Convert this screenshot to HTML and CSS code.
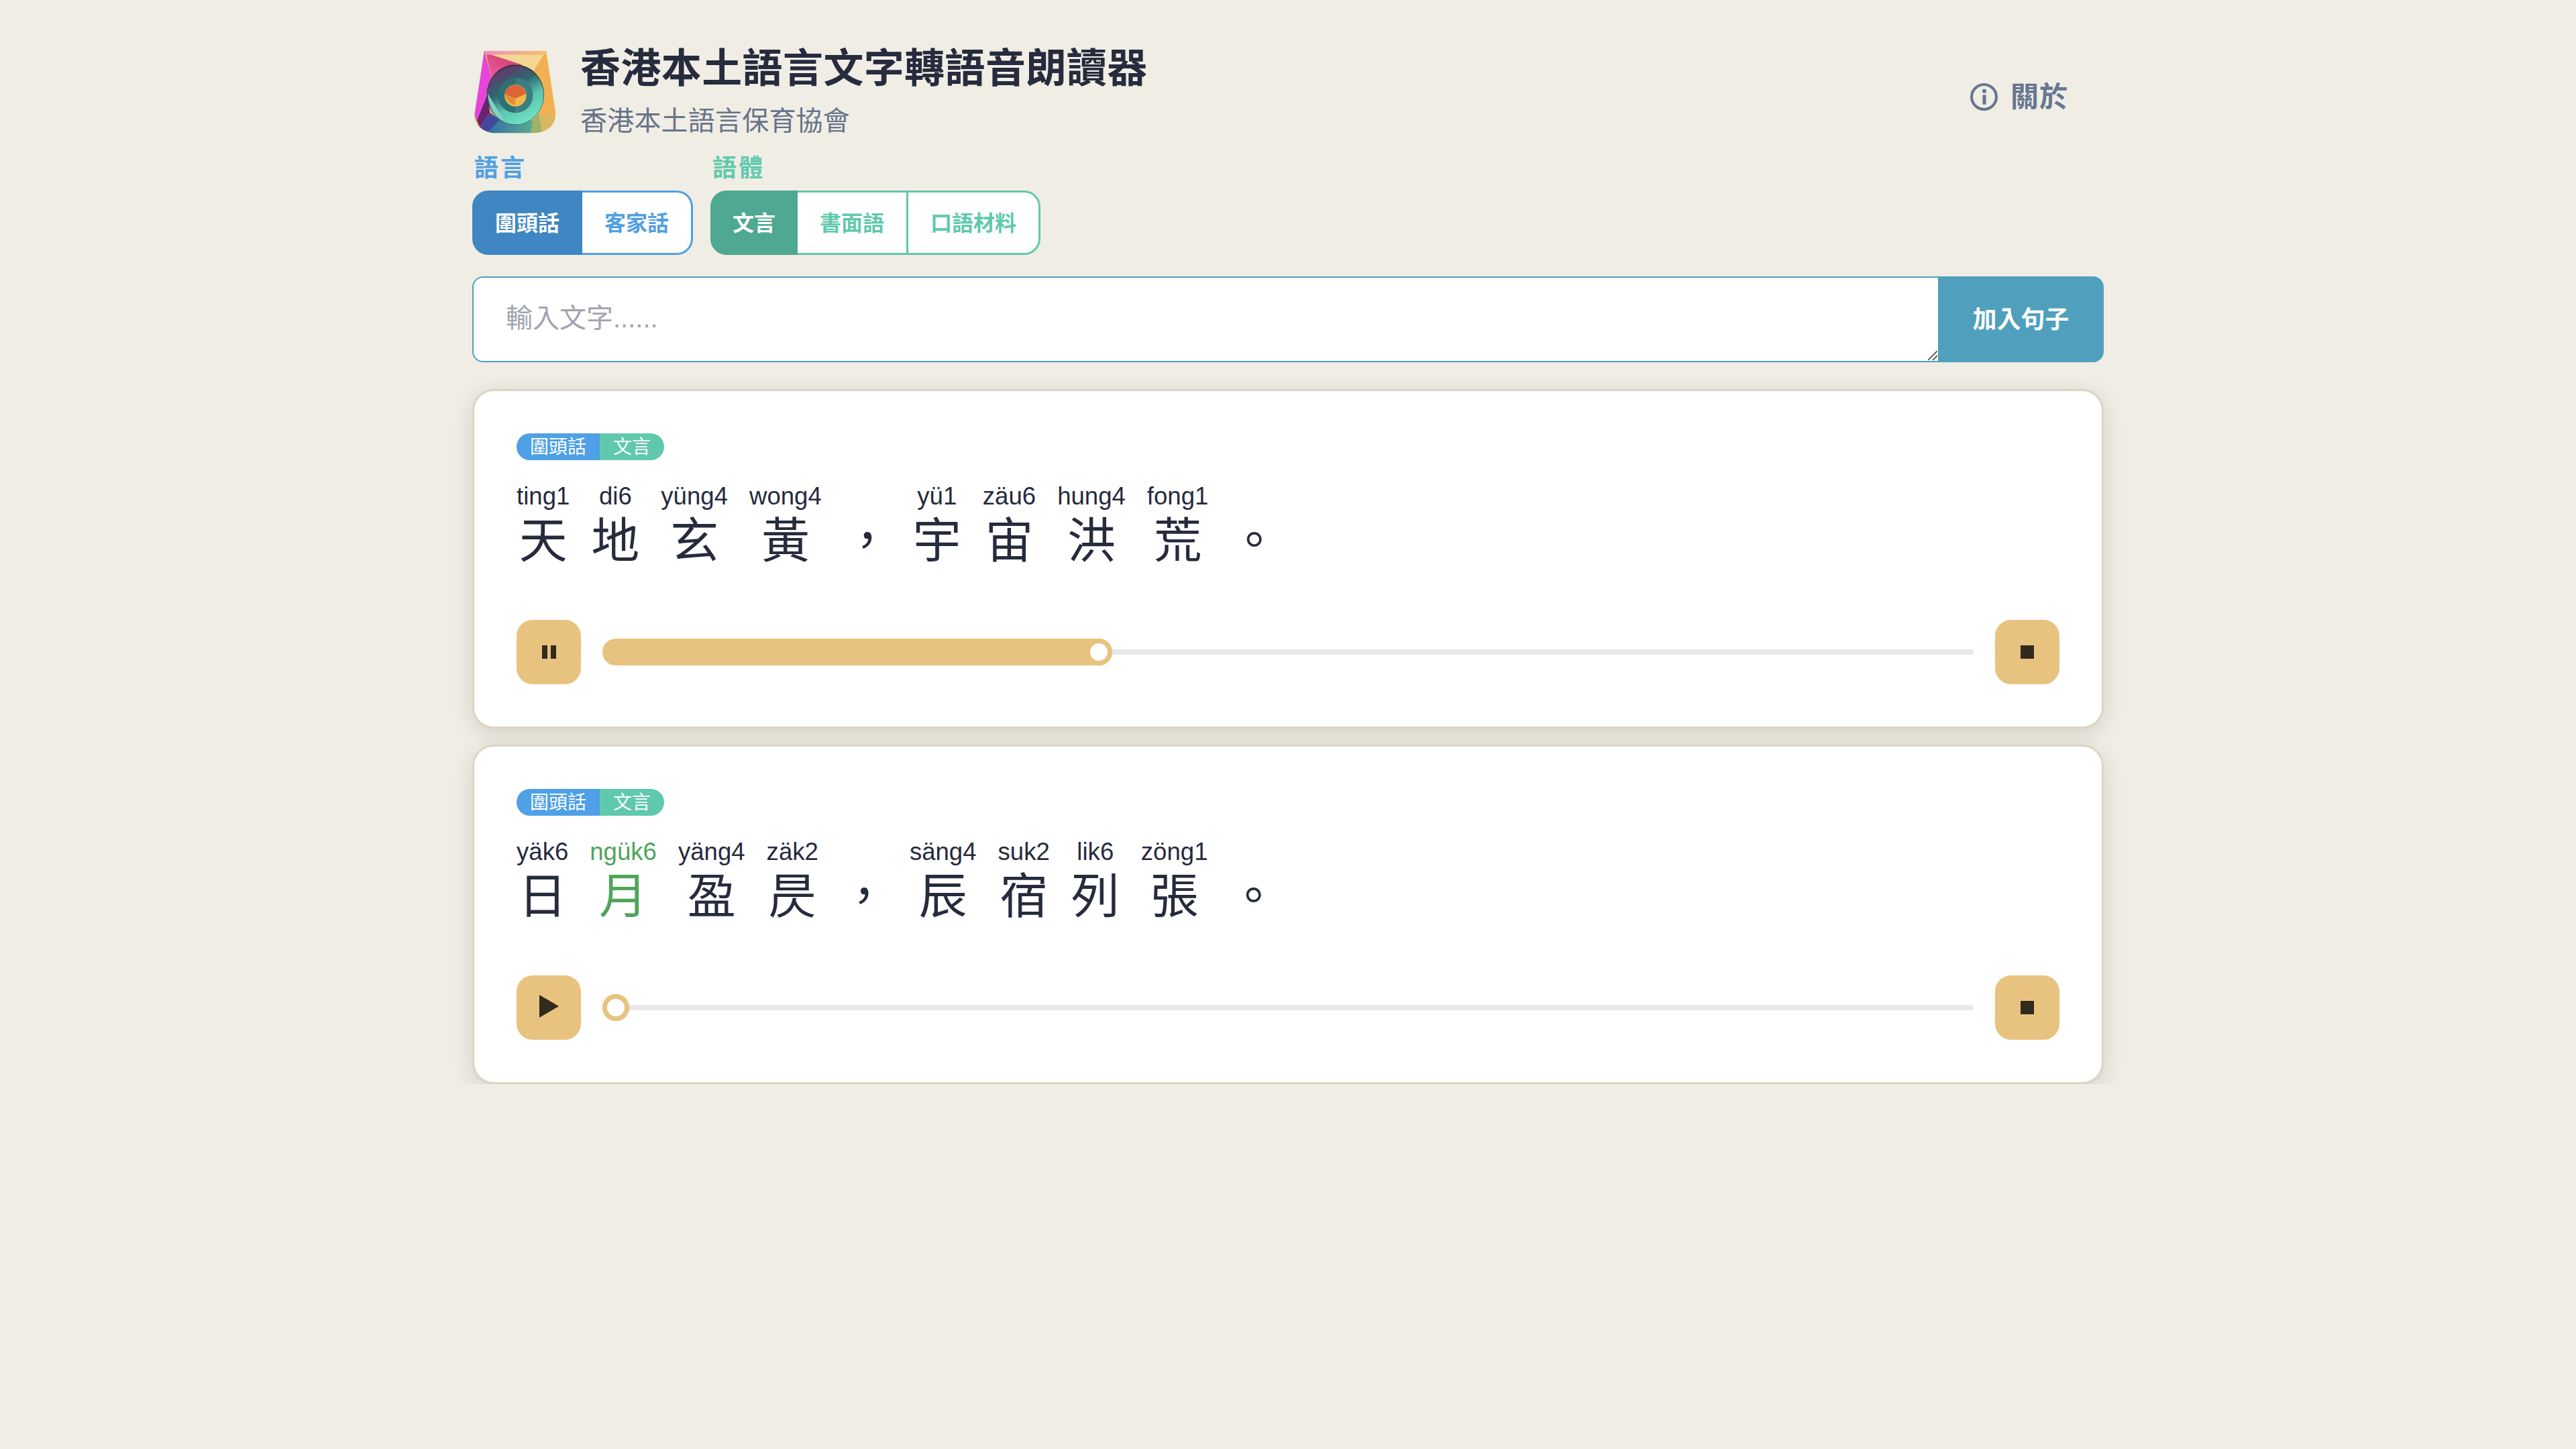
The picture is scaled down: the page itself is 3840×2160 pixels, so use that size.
FILE: index.html
```html
<!DOCTYPE html>
<html lang="zh-Hant-HK">
<head>
    <meta charset="UTF-8">
    <title>香港本土語言文字轉語音朗讀器</title>
    <link rel="stylesheet" href="styles.css">
</head>
<body>
<div class="page">
    <header class="top">
        <svg class="logo" viewBox="80 105 368 373">
            <defs>
                <clipPath id="cup"><path d="M125 107L403 107L445 380Q452 460 360 477L165 477Q75 460 82 385Z"/></clipPath>
                <linearGradient id="g-stripe" x1="0" x2="1" y1="0" y2="0"><stop offset="0" stop-color="#e88bc8"/><stop offset="1" stop-color="#f5c765"/></linearGradient>
                <linearGradient id="g-pink" x1="0" x2="1" y1="1" y2="0"><stop offset="0" stop-color="#ee5fa8"/><stop offset="1" stop-color="#c93a68"/></linearGradient>
                <linearGradient id="g-bottom" x1="0" x2="1" y1="0" y2="0"><stop offset="0" stop-color="#2f6ca6"/><stop offset="1" stop-color="#5cab8e"/></linearGradient>
                <linearGradient id="g-disc" x1="0.1" x2="0.6" y1="0.05" y2="1"><stop offset="0" stop-color="#6b2f68"/><stop offset="0.4" stop-color="#2f6670"/><stop offset="0.68" stop-color="#5cc4b0"/><stop offset="1" stop-color="#6fe2c4"/></linearGradient>
            </defs>
            <g clip-path="url(#cup)">
                <rect x="80" y="105" width="368" height="373" fill="#f1b153"/>
                <rect x="80" y="105" width="368" height="19" fill="url(#g-stripe)"/>
                <path d="M155 124L392 124L345 200L295 170Z" fill="#f6d694"/>
                <path d="M135 124L155 124L295 170L200 190L160 240Z" fill="url(#g-pink)"/>
                <path d="M125 107L160 240L140 300L92 420L80 400Z" fill="#e645dc"/>
                <path d="M140 300L92 420L105 450L150 385Z" fill="#6a2272"/>
                <path d="M150 385L105 450L135 478L200 420Z" fill="#40479c"/>
                <path d="M135 478L190 420L345 420L335 478Z" fill="url(#g-bottom)"/>
                <path d="M345 420L370 385L385 470L335 478Z" fill="#9ab36a"/>
                <path d="M370 385L445 400L420 450L385 470Z" fill="#d8b860"/>
            </g>
            <ellipse cx="265" cy="304" rx="129" ry="135" fill="#2c3038"/>
            <ellipse cx="265" cy="306" rx="127" ry="132" fill="url(#g-disc)"/>
            <path d="M140 298L215 422Q150 390 140 298Z" fill="#86d0c6"/>
            <path d="M265 228A78 78 0 0 1 265 386Z" fill="#3c7f80"/>
            <path d="M265 228A78 78 0 0 0 265 386Z" fill="#2f7074"/>
            <circle cx="265" cy="308" r="49" fill="#f2b84c"/>
            <path d="M216 300A49 49 0 0 1 312 300L265 322Z" fill="#dc6535"/>
            <path d="M216 300L265 322L265 350Q225 345 216 300Z" fill="#e0903a"/>
        </svg>
        <div class="brand">
            <h1 class="title">香港本土語言文字轉語音朗讀器</h1>
            <p class="org">香港本土語言保育協會</p>
        </div>
        <a class="about">
            <svg class="about-icon" viewBox="0 0 40 40">
                <circle cx="20" cy="20" r="18" fill="none" stroke="currentColor" stroke-width="4"/>
                <rect x="18" y="17" width="5" height="14" fill="currentColor"/>
                <circle cx="20.500" cy="11.500" r="3" fill="currentColor"/>
            </svg>
            關於
        </a>
    </header>

    <div class="options">
        <div class="option blue">
            <div class="option-label">語言</div>
            <div class="btn-group">
                <button class="opt active">圍頭話</button>
                <button class="opt">客家話</button>
            </div>
        </div>
        <div class="option green">
            <div class="option-label">語體</div>
            <div class="btn-group">
                <button class="opt active">文言</button>
                <button class="opt">書面語</button>
                <button class="opt">口語材料</button>
            </div>
        </div>
    </div>

    <div class="input-row">
        <textarea class="text-input" placeholder="輸入文字......"></textarea>
        <button class="add-btn">加入句子</button>
    </div>

    <section class="card">
        <div class="tags"><span class="tag-lang">圍頭話</span><span class="tag-style">文言</span></div>
        <div class="sentence">
            <div class="syl"><span class="py">ting1</span><span class="ch">天</span></div>
            <div class="syl"><span class="py">di6</span><span class="ch">地</span></div>
            <div class="syl"><span class="py">yüng4</span><span class="ch">玄</span></div>
            <div class="syl"><span class="py">wong4</span><span class="ch">黃</span></div>
            <div class="syl"><span class="py">&nbsp;</span><span class="ch">，</span></div>
            <div class="syl"><span class="py">yü1</span><span class="ch">宇</span></div>
            <div class="syl"><span class="py">zäu6</span><span class="ch">宙</span></div>
            <div class="syl"><span class="py">hung4</span><span class="ch">洪</span></div>
            <div class="syl"><span class="py">fong1</span><span class="ch">荒</span></div>
            <div class="syl"><span class="py">&nbsp;</span><span class="ch">。</span></div>
        </div>
        <div class="player">
            <button class="ctrl"><span class="pause"><i></i><i></i></span></button>
            <div class="slider">
                <div class="fill" style="width: 760px"><span class="thumb"></span></div>
                <div class="rest"></div>
            </div>
            <button class="ctrl"><span class="stop"></span></button>
        </div>
    </section>

    <section class="card">
        <div class="tags"><span class="tag-lang">圍頭話</span><span class="tag-style">文言</span></div>
        <div class="sentence">
            <div class="syl"><span class="py">yäk6</span><span class="ch">日</span></div>
            <div class="syl now"><span class="py">ngük6</span><span class="ch">月</span></div>
            <div class="syl"><span class="py">yäng4</span><span class="ch">盈</span></div>
            <div class="syl"><span class="py">zäk2</span><span class="ch">昃</span></div>
            <div class="syl"><span class="py">&nbsp;</span><span class="ch">，</span></div>
            <div class="syl"><span class="py">säng4</span><span class="ch">辰</span></div>
            <div class="syl"><span class="py">suk2</span><span class="ch">宿</span></div>
            <div class="syl"><span class="py">lik6</span><span class="ch">列</span></div>
            <div class="syl"><span class="py">zöng1</span><span class="ch">張</span></div>
            <div class="syl"><span class="py">&nbsp;</span><span class="ch">。</span></div>
        </div>
        <div class="player">
            <button class="ctrl"><span class="play"></span></button>
            <div class="slider">
                <div class="fill" style="width: 40px"><span class="thumb"></span></div>
                <div class="rest"></div>
            </div>
            <button class="ctrl"><span class="stop"></span></button>
        </div>
    </section>
</div>
</body>
</html>
```

FILE: styles.css
```css
*{margin: 0;padding: 0;box-sizing: border-box;}
body{background: #f0ede5;color: #262b3d;font-family: "Liberation Sans", "Noto Sans CJK TC", sans-serif;}
button,textarea{font-family: inherit;}
.page{width: 2432px;margin: 0 auto;padding-top: 62px;}

/*頂部*/
.top{display: flex;align-items: flex-start;height: 164px;}
.logo{width: 122px;height: 124px;margin: 13px 36px 0 3px;flex: none;}
.brand{flex: 1;padding-top: 3px;}
.title{font-size: 60px;line-height: 76px;font-weight: 700;letter-spacing: .4px;}
.org{font-size: 40px;line-height: 56px;margin-top: 11px;letter-spacing: .2px;color: #667389;}
.about{display: flex;align-items: center;gap: 19px;margin: 62px 53px 0 0;font-size: 42px;line-height: 40px;font-weight: 700;letter-spacing: 1px;color: #667690;}
.about-icon{width: 41px;height: 41px;}

/*選項*/
.options{display: flex;gap: 26px;}
.option-label{font-size: 36px;line-height: 50px;font-weight: 700;letter-spacing: 3px;padding-left: 3px;margin-bottom: 8px;}
.btn-group{display: flex;height: 96px;}
.opt{background: #fff;border: 3px solid;border-left-width: 0;padding: 0 33px 4px;font-size: 32px;font-weight: 700;height: 96px;}
.opt:first-child{border-left-width: 3px;border-radius: 24px 0 0 24px;padding: 0 31px 4px;}
.opt:last-child{border-radius: 0 24px 24px 0;}
.green .opt:first-child{padding: 0 30px 4px;}
.blue .option-label,.blue .opt{color: #4fa0e2;border-color: #4fa0e2;}
.green .option-label,.green .opt{color: #60c9ad;border-color: #60c9ad;}
.blue .opt.active{background: #3f86c2;border-color: #3f86c2;color: #fff;}
.green .opt.active{background: #4fa891;border-color: #4fa891;color: #fff;}

/*輸入*/
.input-row{display: flex;height: 128px;margin-top: 32px;}
.text-input{flex: 1;border: 2px solid #4f9fbd;border-right: 0;border-radius: 16px 0 0 16px;padding: 32px 48px;font-size: 40px;line-height: 56px;color: #262b3d;outline: none;resize: none;
    background: #fff linear-gradient(135deg, transparent 44%, #6b6b6b 44%, #6b6b6b 56%, transparent 56%, transparent 70%, #6b6b6b 70%, #6b6b6b 82%, transparent 82%) no-repeat right 1px bottom 1px / 14px 14px;
}
.text-input::placeholder{color: #a0a4ae;}
.add-btn{width: 247px;flex: none;background: #4f9fbd;border: 0;border-radius: 0 16px 16px 0;color: #fff;font-size: 36px;font-weight: 700;padding-bottom: 6px;}

/*句子卡片*/
.card{height: 506px;margin-top: 40px;background: #fff;border: 3px solid #dcd5c2;border-radius: 32px;padding: 63px;box-shadow: 0 8px 30px rgba(50,45,30,.14);}
.card + .card{margin-top: 24px;}
.tags{display: flex;width: max-content;height: 40px;border-radius: 20px;overflow: hidden;font-size: 28px;line-height: 42px;color: #fff;}
.tag-lang{background: #4fa0e6;padding: 0 20px;}
.tag-style{background: #60c9ad;padding: 0 20px;}

.sentence{display: flex;gap: 32px;margin-top: 23px;height: 133px;}
.syl{display: flex;flex-direction: column;align-items: center;min-width: 72px;}
.py{font-size: 36.600px;line-height: 61px;}
.ch{font-size: 72px;line-height: 72px;width: 72px;text-align: center;}
.now{color: #4fa55a;}

.player{display: flex;align-items: center;gap: 32px;margin-top: 82px;}
.ctrl{width: 96px;height: 96px;flex: none;background: #e8c37f;border: 0;border-radius: 24px;display: flex;align-items: center;justify-content: center;}
.slider{flex: 1;display: flex;align-items: center;height: 40px;}
.fill{height: 40px;flex: none;background: #e8c37f;border-radius: 20px;display: flex;justify-content: flex-end;}
.thumb{width: 40px;height: 40px;border-radius: 50%;background: #fff;border: 7px solid #e8c37f;}
.rest{flex: 1;height: 8px;background: #e8e8ea;border-radius: 0 4px 4px 0;}
.stop{width: 20px;height: 20px;background: #332a1e;}
.pause{display: flex;gap: 5px;}
.pause i{width: 8px;height: 20px;background: #332a1e;display: block;}
.play{width: 0;height: 0;margin-top: -4px;border-left: 29px solid #332a1e;border-top: 17px solid transparent;border-bottom: 17px solid transparent;}
```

※

— Problem to solve —
Gather each line of the listing that holds the string "page".

— Reply to the task —
The picture is scaled down: the page itself is 3840×2160 pixels, so use that size.
<div class="page">
.page{width: 2432px;margin: 0 auto;padding-top: 62px;}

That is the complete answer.